J’ai peiné à reconstituer pour vous les dernières phrases de l’abonné… trop de ratures. L’œuvre de Spencer le CFO ? Je suppose que le "cost" en plus, plus horrible qu’un manque à gagner en moins, l’a achevé. Sans parler de la hausse de data consommé (donc de CO2) ! Le script reprend :


L’abonné absent Installé au restaurant en tête-à-tête avec Netflix pour un dernier rendez-vous, durant lequel il espère un retournement.

"Netflix, dis-moi ce que tu ressens au fond de ton cœur s’il te plaît car chez moi c’est si fort."


Netflix Déterminée

"Je sais que tu ne vas pas succomber au chant des petites sirènes de Disney +, alors je te parlerai franchement.
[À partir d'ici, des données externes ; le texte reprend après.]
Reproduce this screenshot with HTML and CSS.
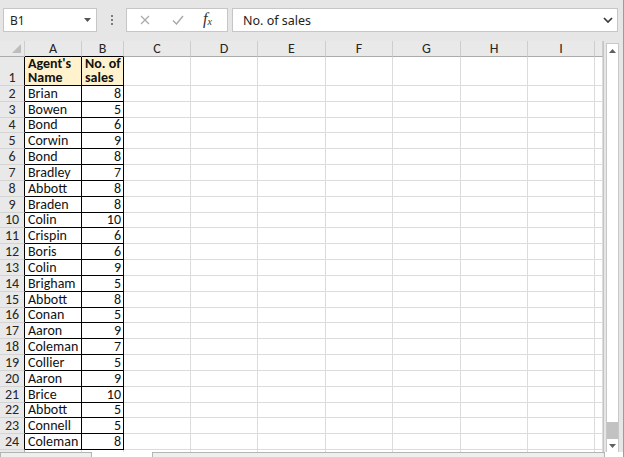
FILE: index.html
```html
<!DOCTYPE html>
<html lang="en">
<head>
  <meta charset="UTF-8">
  <title>Sales by agent</title>
  <link rel="stylesheet" href="styles.css">
</head>
<body>
<div class="window">
  <div class="formula-row">
    <div class="name-box">
      <span>B1</span>
      <svg class="caret" width="7" height="4" viewBox="0 0 7 4"><path d="M0 0h7L3.5 4z" fill="#555"/></svg>
    </div>
    <div class="grip"><i></i><i></i><i></i></div>
    <div class="fx-buttons">
      <svg class="ico-x" width="10" height="10" viewBox="0 0 10 10"><path d="M1 1l8 8M9 1l-8 8" stroke="#a9a9a9" stroke-width="1.2" fill="none"/></svg>
      <svg class="ico-ok" width="12" height="10" viewBox="0 0 12 10"><path d="M1 5.5l3.5 3.5L11 1" stroke="#a9a9a9" stroke-width="1.4" fill="none"/></svg>
      <span class="fx">f<sub>x</sub></span>
    </div>
    <div class="formula-input">
      <span>No. of sales</span>
      <svg class="chevron" width="10" height="6" viewBox="0 0 10 6"><path d="M1 1l4 4 4-4" stroke="#3a3a3a" stroke-width="1.7" fill="none"/></svg>
    </div>
  </div>

  <div class="sheet">
    <div class="cells">
      <table class="grid">
        <colgroup>
          <col style="width:25px"><col style="width:57px"><col style="width:42px">
          <col style="width:67px"><col style="width:67px"><col style="width:68px">
          <col style="width:67px"><col style="width:68px"><col style="width:67px">
          <col style="width:67px"><col style="width:8px">
        </colgroup>
        <tr class="hdr">
          <th class="corner"><svg width="9" height="9" viewBox="0 0 9 9"><path d="M9 0v9H0z" fill="#bdbdbd"/></svg></th>
          <th class="on">A</th><th class="on">B</th><th>C</th><th>D</th><th>E</th><th>F</th><th>G</th><th>H</th><th>I</th><th></th>
        </tr>
        <tr class="r1">
          <th class="rh in">1</th><td class="a ttl">Agent's<br>Name</td><td class="b ttl">No. of<br>sales</td>
          <td></td><td></td><td></td><td></td><td></td><td></td><td></td><td></td>
        </tr>
        <tr class="r"><th class="rh in">2</th><td class="a">Brian</td><td class="b">8</td><td></td><td></td><td></td><td></td><td></td><td></td><td></td><td></td></tr>
        <tr class="r"><th class="rh in">3</th><td class="a">Bowen</td><td class="b">5</td><td></td><td></td><td></td><td></td><td></td><td></td><td></td><td></td></tr>
        <tr class="r"><th class="rh in">4</th><td class="a">Bond</td><td class="b">6</td><td></td><td></td><td></td><td></td><td></td><td></td><td></td><td></td></tr>
        <tr class="r"><th class="rh in">5</th><td class="a">Corwin</td><td class="b">9</td><td></td><td></td><td></td><td></td><td></td><td></td><td></td><td></td></tr>
        <tr class="r"><th class="rh in">6</th><td class="a">Bond</td><td class="b">8</td><td></td><td></td><td></td><td></td><td></td><td></td><td></td><td></td></tr>
        <tr class="r"><th class="rh in">7</th><td class="a">Bradley</td><td class="b">7</td><td></td><td></td><td></td><td></td><td></td><td></td><td></td><td></td></tr>
        <tr class="r"><th class="rh in">8</th><td class="a">Abbott</td><td class="b">8</td><td></td><td></td><td></td><td></td><td></td><td></td><td></td><td></td></tr>
        <tr class="r"><th class="rh in">9</th><td class="a">Braden</td><td class="b">8</td><td></td><td></td><td></td><td></td><td></td><td></td><td></td><td></td></tr>
        <tr class="r"><th class="rh in">10</th><td class="a">Colin</td><td class="b">10</td><td></td><td></td><td></td><td></td><td></td><td></td><td></td><td></td></tr>
        <tr class="r"><th class="rh in">11</th><td class="a">Crispin</td><td class="b">6</td><td></td><td></td><td></td><td></td><td></td><td></td><td></td><td></td></tr>
        <tr class="r"><th class="rh in">12</th><td class="a">Boris</td><td class="b">6</td><td></td><td></td><td></td><td></td><td></td><td></td><td></td><td></td></tr>
        <tr class="r"><th class="rh in">13</th><td class="a">Colin</td><td class="b">9</td><td></td><td></td><td></td><td></td><td></td><td></td><td></td><td></td></tr>
        <tr class="r"><th class="rh in">14</th><td class="a">Brigham</td><td class="b">5</td><td></td><td></td><td></td><td></td><td></td><td></td><td></td><td></td></tr>
        <tr class="r"><th class="rh in">15</th><td class="a">Abbott</td><td class="b">8</td><td></td><td></td><td></td><td></td><td></td><td></td><td></td><td></td></tr>
        <tr class="r"><th class="rh in">16</th><td class="a">Conan</td><td class="b">5</td><td></td><td></td><td></td><td></td><td></td><td></td><td></td><td></td></tr>
        <tr class="r"><th class="rh in">17</th><td class="a">Aaron</td><td class="b">9</td><td></td><td></td><td></td><td></td><td></td><td></td><td></td><td></td></tr>
        <tr class="r"><th class="rh in">18</th><td class="a">Coleman</td><td class="b">7</td><td></td><td></td><td></td><td></td><td></td><td></td><td></td><td></td></tr>
        <tr class="r"><th class="rh in">19</th><td class="a">Collier</td><td class="b">5</td><td></td><td></td><td></td><td></td><td></td><td></td><td></td><td></td></tr>
        <tr class="r"><th class="rh in">20</th><td class="a">Aaron</td><td class="b">9</td><td></td><td></td><td></td><td></td><td></td><td></td><td></td><td></td></tr>
        <tr class="r"><th class="rh in">21</th><td class="a">Brice</td><td class="b">10</td><td></td><td></td><td></td><td></td><td></td><td></td><td></td><td></td></tr>
        <tr class="r"><th class="rh in">22</th><td class="a">Abbott</td><td class="b">5</td><td></td><td></td><td></td><td></td><td></td><td></td><td></td><td></td></tr>
        <tr class="r"><th class="rh in">23</th><td class="a">Connell</td><td class="b">5</td><td></td><td></td><td></td><td></td><td></td><td></td><td></td><td></td></tr>
        <tr class="r"><th class="rh in">24</th><td class="a">Coleman</td><td class="b">8</td><td></td><td></td><td></td><td></td><td></td><td></td><td></td><td></td></tr>
        <tr class="r"><th class="rh"></th><td></td><td></td><td></td><td></td><td></td><td></td><td></td><td></td><td></td><td></td></tr>
      </table>
    </div>
    <div class="vscroll">
      <div class="sb">
        <div class="sb-btn"><svg width="7" height="4" viewBox="0 0 7 4"><path d="M0 4h7L3.5 0z" fill="#606060"/></svg></div>
        <div class="sb-track"><div class="sb-thumb"></div></div>
        <div class="sb-btn"><svg width="7" height="4" viewBox="0 0 7 4"><path d="M0 0h7L3.5 4z" fill="#606060"/></svg></div>
      </div>
    </div>
  </div>

  <div class="status">
    <div class="tab-nav"></div>
    <div class="tab-gap"></div>
    <div class="hscroll"></div>
  </div>
</div>
</body>
</html>
```

FILE: styles.css
```css
* {
  box-sizing: border-box;
}
body {
  margin: 0;
  background: #e6e6e6;
  font-family: Carlito, Lato, "Liberation Sans", sans-serif;
}
.window {
  width: 624px;
  height: 457px;
  overflow: hidden;
  display: flex;
  flex-direction: column;
  background: #e6e6e6;
  border-right: 1px solid #9c9c9c;
}

/* formula bar */
.formula-row {
  height: 41px;
  flex: none;
  display: flex;
  align-items: flex-start;
  padding: 8px 0 0 3px;
  font-family: "Noto Sans", "Open Sans", sans-serif;
  font-size: 12px;
  color: #222;
}
.name-box {
  width: 94px;
  height: 24px;
  background: #fff;
  border: 1px solid #c6c6c6;
  display: flex;
  align-items: center;
  justify-content: space-between;
  padding: 0 5px 0 6px;
}
.grip {
  width: 29px;
  height: 24px;
  display: flex;
  flex-direction: column;
  align-items: center;
  justify-content: center;
  gap: 2px;
}
.grip i {
  width: 2px;
  height: 2px;
  background: #7c7c7c;
}
.fx-buttons {
  width: 102px;
  height: 24px;
  background: #fff;
  border: 1px solid #c6c6c6;
  display: flex;
  align-items: center;
  padding-left: 13px;
}
.ico-ok {
  margin-left: 22px;
}
.fx {
  margin-left: 19px;
  font-family: "Liberation Serif", serif;
  font-style: italic;
  font-size: 16px;
  line-height: 16px;
  color: #333;
}
.fx sub {
  font-size: 10px;
  vertical-align: -1px;
}
.formula-input {
  width: 386px;
  height: 24px;
  margin-left: 4px;
  background: #fff;
  border: 1px solid #c6c6c6;
  display: flex;
  align-items: center;
  justify-content: space-between;
  padding: 0 4px 0 10px;
  font-size: 12.5px;
}

/* sheet */
.sheet {
  height: 411px;
  flex: none;
  display: flex;
}
.cells {
  width: 604px;
  background: #fff;
  border-right: 1px solid #c4c4c4;
  overflow: hidden;
}
.grid {
  width: 603px;
  table-layout: fixed;
  border-collapse: separate;
  border-spacing: 0;
  font-size: 14px;
  color: #111;
}
.grid td,
.grid th {
  border-right: 1px solid #dcdcdc;
  border-bottom: 1px solid #dcdcdc;
  padding: 0 2px 0 3px;
  line-height: 14px;
  vertical-align: bottom;
  white-space: nowrap;
  overflow: hidden;
}
.grid th {
  background: #e9e9e9;
  font-weight: normal;
  color: #262626;
  text-align: center;
  padding: 0;
}
.hdr th {
  height: 16px;
  border-right-color: #cdcdcd;
  border-bottom-color: #ababab;
  vertical-align: middle;
}
.hdr th.on {
  border-bottom-color: #000;
}
.corner {
  text-align: right !important;
  vertical-align: bottom !important;
}
.corner svg {
  display: block;
  margin: 0 3px 3px auto;
}
.rh {
  border-right-color: #ababab !important;
  border-bottom-color: #d4d4d4 !important;
}
.rh.in {
  border-right-color: #000 !important;
}
.r1 td,
.r1 th {
  height: 29px;
}
.r td,
.r th {
  height: 15.83px;
}
.grid .a,
.grid .b {
  border-right-color: #000;
  border-bottom-color: #000;
}
.grid .b {
  text-align: right;
}
.grid .ttl {
  background: #fff2cc;
  font-weight: bold;
  text-align: left;
  white-space: normal;
  line-height: 14px;
  overflow: visible;
}

/* scroll bar */
.vscroll {
  width: 17px;
  padding: 2px 2px 0 2px;
}
.sb {
  height: 100%;
  background: #fff;
  border: 1px solid #c8c8c8;
  border-bottom: none;
  display: flex;
  flex-direction: column;
}
.sb-btn {
  height: 13px;
  flex: none;
  display: flex;
  align-items: center;
  justify-content: center;
}
.sb-track {
  flex: 1;
  display: flex;
  flex-direction: column;
  justify-content: flex-end;
}
.sb-thumb {
  height: 17px;
  background: #c2c2c2;
}

/* bottom strip */
.status {
  height: 5px;
  flex: none;
  display: flex;
  background: #fff;
}
.tab-nav {
  width: 92px;
  background: #efefef;
  border: 1px solid #b4b4b4;
  border-bottom: none;
}
.tab-gap {
  width: 60px;
}
.hscroll {
  width: 453px;
  background: #efefef;
  border: 1px solid #b4b4b4;
  border-bottom: none;
}
```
Regarde dans mes yeux qui ne clignent pas d’un seul cil, et écoute-moi : je ne t’aime plus, c’est fini. D’ailleurs, ça n’a jamais vraiment commencé entre nous tu sais, tu n’es qu’un client lambda. Je n’éprouve vraiment rien pour toi."


L’abonné absent Intérieurement

Dieu ! Que ce déjeuner de rupture est amer… mais nécessaire, comme de voir la fin d’un film pour pouvoir l’oublier. Ô belle Netflix ! Si nous ne sommes plus, si notre relation se meurt et que dans ton cœur la fin est consommée, c’est que nous avons été et que je n’ai pas rêvé. Si tu es déterminée à rompre, c’est qu’un jour, nous fûmes.


L’abonné absent À Netflix

"Oui Netflix, tu as raison. Arrêtons ici tes prélèvements…

OK. GO pour la disrupture de cette relation bancale ! Car dans break up il y a up, s’exclame Reed à la première lecture du script. J’aimerais donc que cette séparation sème les graines d’une nouvelle relation pour une prochaine saison.


Au quasi-million d’abonnés qui vont être remerciés, je veux que notre "Non" ensemence leur cœur d’un désir ineffable de dire "Oui" quand reviendra le temps des amours. 1, 2, 3…10 ans de séparation ? Peu importe ! Du moment qu’on soit à nouveau réunis jusqu’au dernier jour de notre existence. Comme Hollywood, nous ne serons jamais leur first love… mais nous serons peut-être leur dernier. C’est ça… une relation client très long terme !

Ouf ! business et sentiment font bon ménage finalement.